Thanks for writing this piece, this is super interesting. I’m curious to hear more thoughts on how, or whether, the way we choose to engage in should be gendered at all. I ask because when I read the quote “Every woman artist will have the realization: to most men, your work will be an expression of the female experience instead of the human one.”, I feel there is a delicate balance between intrusion/presumption of understanding and appreciation/analysis.

As an example, take a book I recently read, I Who Have Never Known Men. In much online discourse, it is represented as a feminist work, but I’m not sure that’s all there is to it. Yes, the fact that they are all women, and the fact that they do not interact with men, functions as a necessary conduit to the greater existential philosophical *point* to grapple with. But if the pain that opens up that conduit is unique to the female experience, can a male reader really *get* it? Another example, that I’ve been obsessed with recently, is Samia’s latest album. Yes, the conditions which led her to the ideas she explores on the album are more likely to be intimately felt, viscerally recognized, by someone who grew up a woman in our society. But, that doesn’t mean that the questions it raises about identity are not universal.

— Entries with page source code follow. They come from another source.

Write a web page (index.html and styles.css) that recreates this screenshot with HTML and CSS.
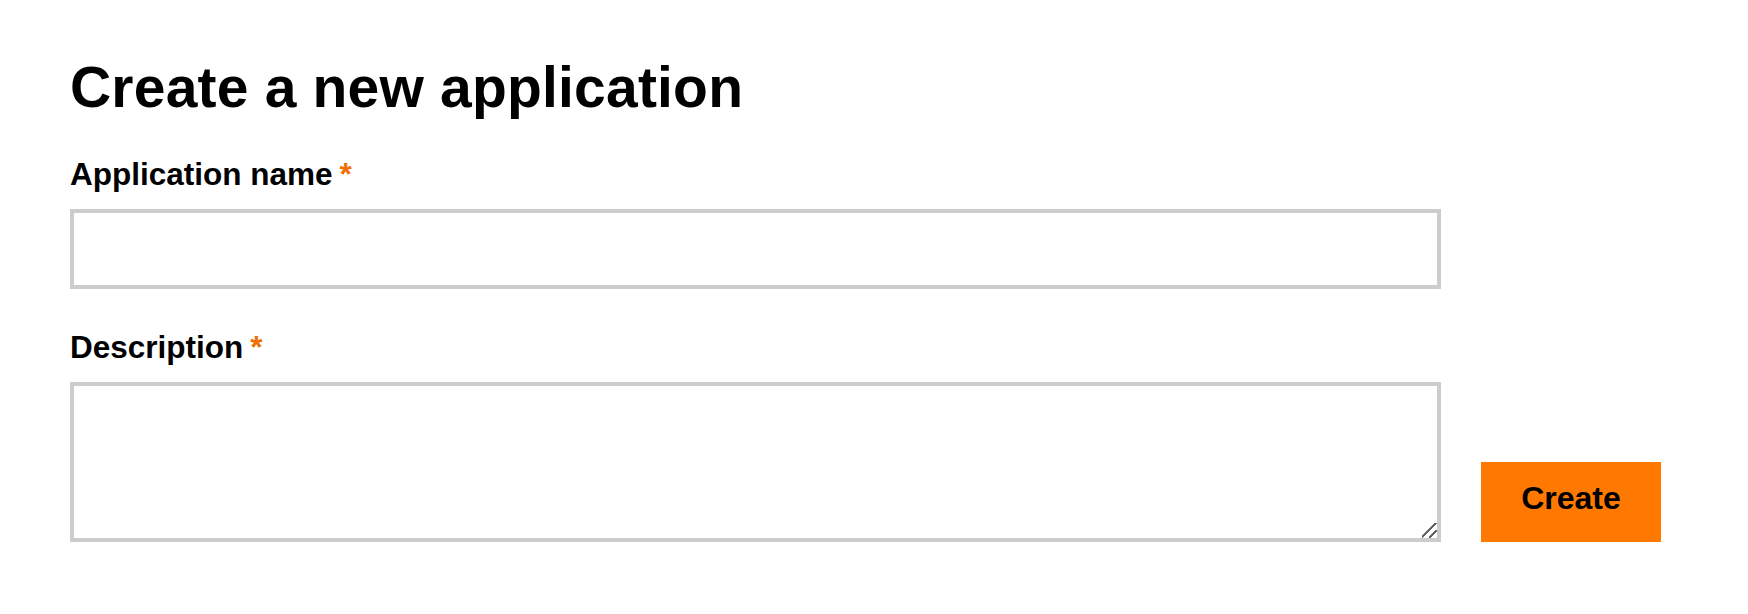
FILE: index.html
```html
<!DOCTYPE html>
<html lang="en">
<head>
<meta charset="utf-8">
<title>Create a new application</title>
<link rel="stylesheet" href="styles.css">
</head>
<body>
<main class="page">
  <h1 class="title">Create a new application</h1>
  <form class="form-row">
    <div class="fields">
      <div class="field">
        <label class="label" for="app-name">Application name<span class="req">*</span></label>
        <input class="control" id="app-name" type="text">
      </div>
      <div class="field">
        <label class="label" for="app-desc">Description<span class="req">*</span></label>
        <textarea class="control area" id="app-desc"></textarea>
      </div>
    </div>
    <button class="btn" type="button">Create</button>
  </form>
</main>
</body>
</html>
```

FILE: styles.css
```css
html, body {
  margin: 0;
  padding: 0;
  background: #fff;
}

body {
  font-family: "Liberation Sans", Arial, Helvetica, sans-serif;
  color: #000;
}

.page {
  padding: 53px 0 0 70px;
}

.title {
  font-size: 57px;
  line-height: 68px;
  font-weight: 700;
  margin: 0 0 30px 0;
  letter-spacing: 0.2px;
}

.form-row {
  display: flex;
  align-items: flex-end;
  gap: 40px;
}

.fields {
  width: 1371px;
  display: flex;
  flex-direction: column;
  gap: 35px;
}

.field {
  display: flex;
  flex-direction: column;
}

.label {
  display: block;
  font-size: 31.5px;
  line-height: 47px;
  font-weight: 700;
  margin-bottom: 11px;
}

.req {
  color: #f16e00;
  margin-left: 7px;
}

.control {
  box-sizing: border-box;
  width: 100%;
  height: 80px;
  border: 4px solid #ccc;
  border-radius: 0;
  background: #fff;
  margin: 0;
  padding: 8px 14px;
  font-family: inherit;
  font-size: 28px;
  outline: none;
}

.area {
  height: 160px;
  display: block;
  resize: both;
}

.area::-webkit-resizer {
  width: 16px;
  height: 16px;
  background-color: transparent;
  background-image:
    linear-gradient(135deg, transparent 9px, #666 9px, #666 11px, transparent 11px),
    linear-gradient(135deg, transparent 4.7px, #666 4.7px, #666 6.7px, transparent 6.7px);
  background-size: 16px 16px, 8px 8px;
  background-position: 0 0, 7px 7px;
  background-repeat: no-repeat;
}

.btn {
  flex: none;
  width: 180px;
  height: 80px;
  background: #ff7900;
  border: none;
  border-radius: 0;
  color: #000;
  font-family: inherit;
  font-size: 32px;
  font-weight: 700;
  padding: 0 0 7px 0;
  margin: 0;
  cursor: pointer;
}
```
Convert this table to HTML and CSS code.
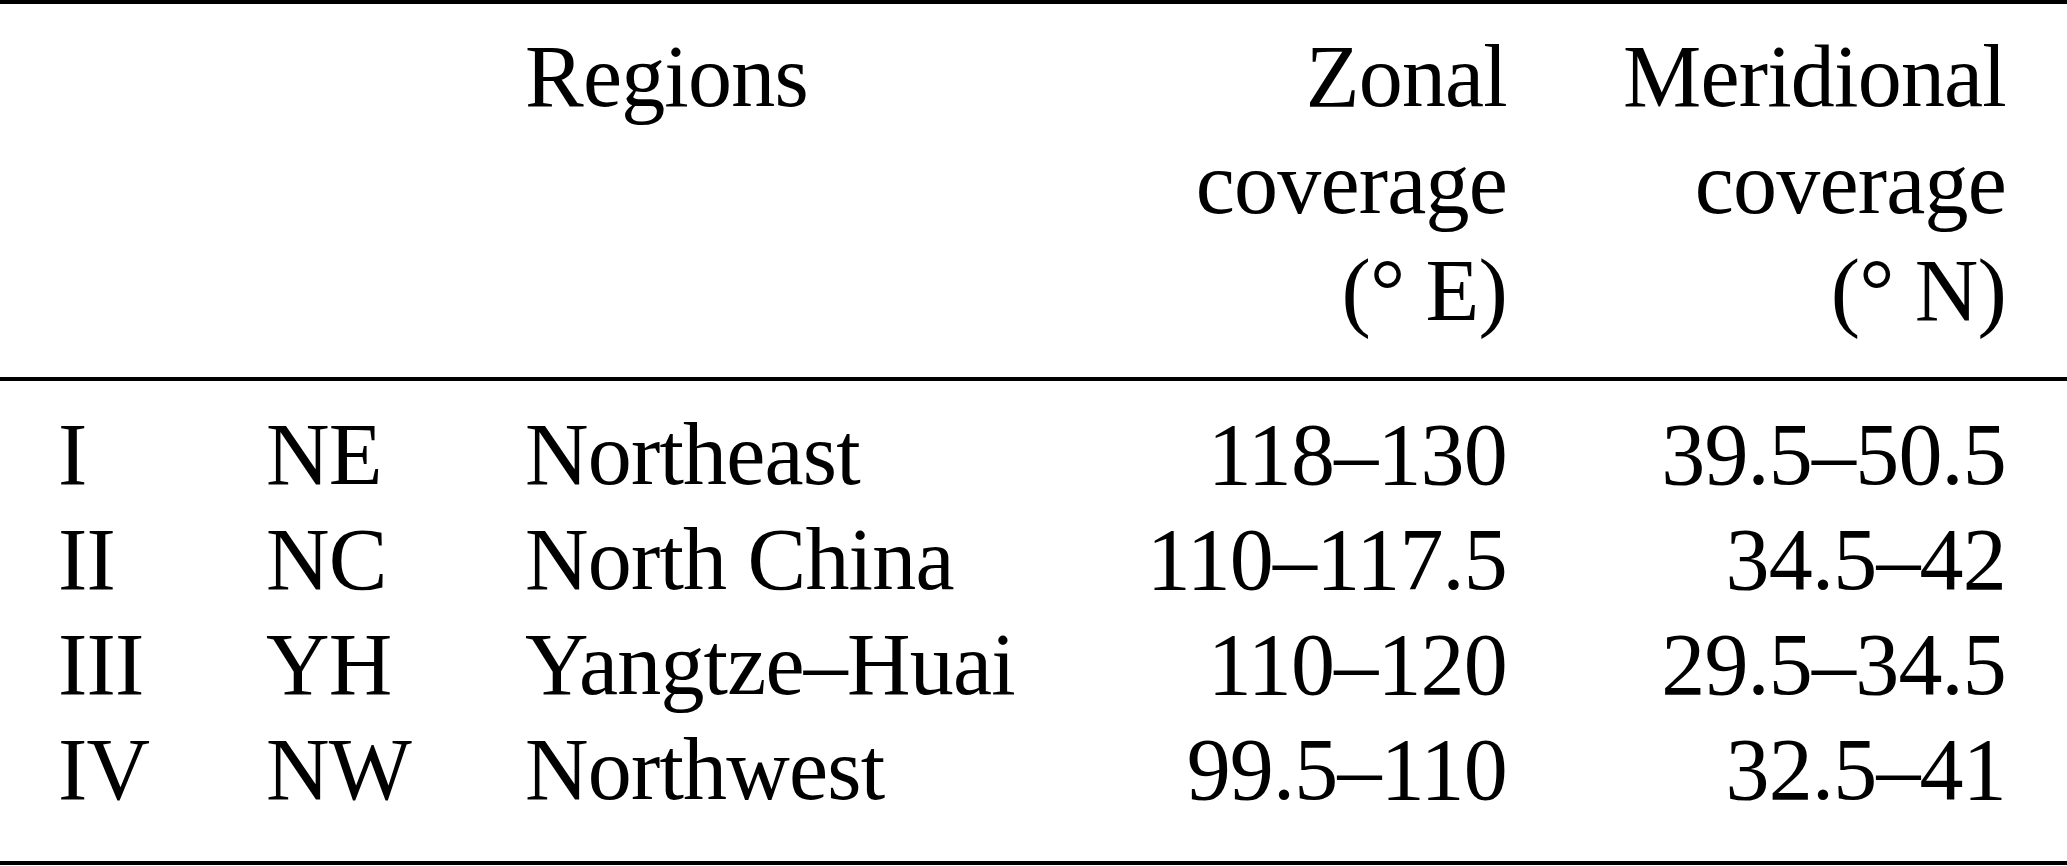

On a more personal note- When I felt that certain instances of “for the online thought daughters media 101” (term used with nothing but love), like Ladybird and The Bell Jar, really resonated with me, it actually made me self-reflect really deeply about gender identity. It sounds silly, but I guess that’s how indelibly embedded our ideas of gender are in media consumption. If I, a man, read these moving, vulnerable thoughts on the human condition, thoughts that stem from pain specific to a woman’s experience, does that say more about me or about the art? If the pain-to-insight transmutation pipeline is so often eloquently expressed by those who occupy less-privileged positions in society, what is the best way to engage with the art as a universal, while simultaneously honoring the intimate and specific origins, that the reader may not share? I know it’s often used in jest, but I genuinely feel compelled, on some level, to respect the sentiment of “<X piece of media> is for the girls”! Spaces to communicate honestly with others of the same lived experience are integral, and should be protected! But also, I think ultimately I don’t want engaging with media to be pointlessly, or excessively, gendered!

Sorry for rambling! I’ve just thought about this a lot re: the art I like. Super excited for your upcoming album!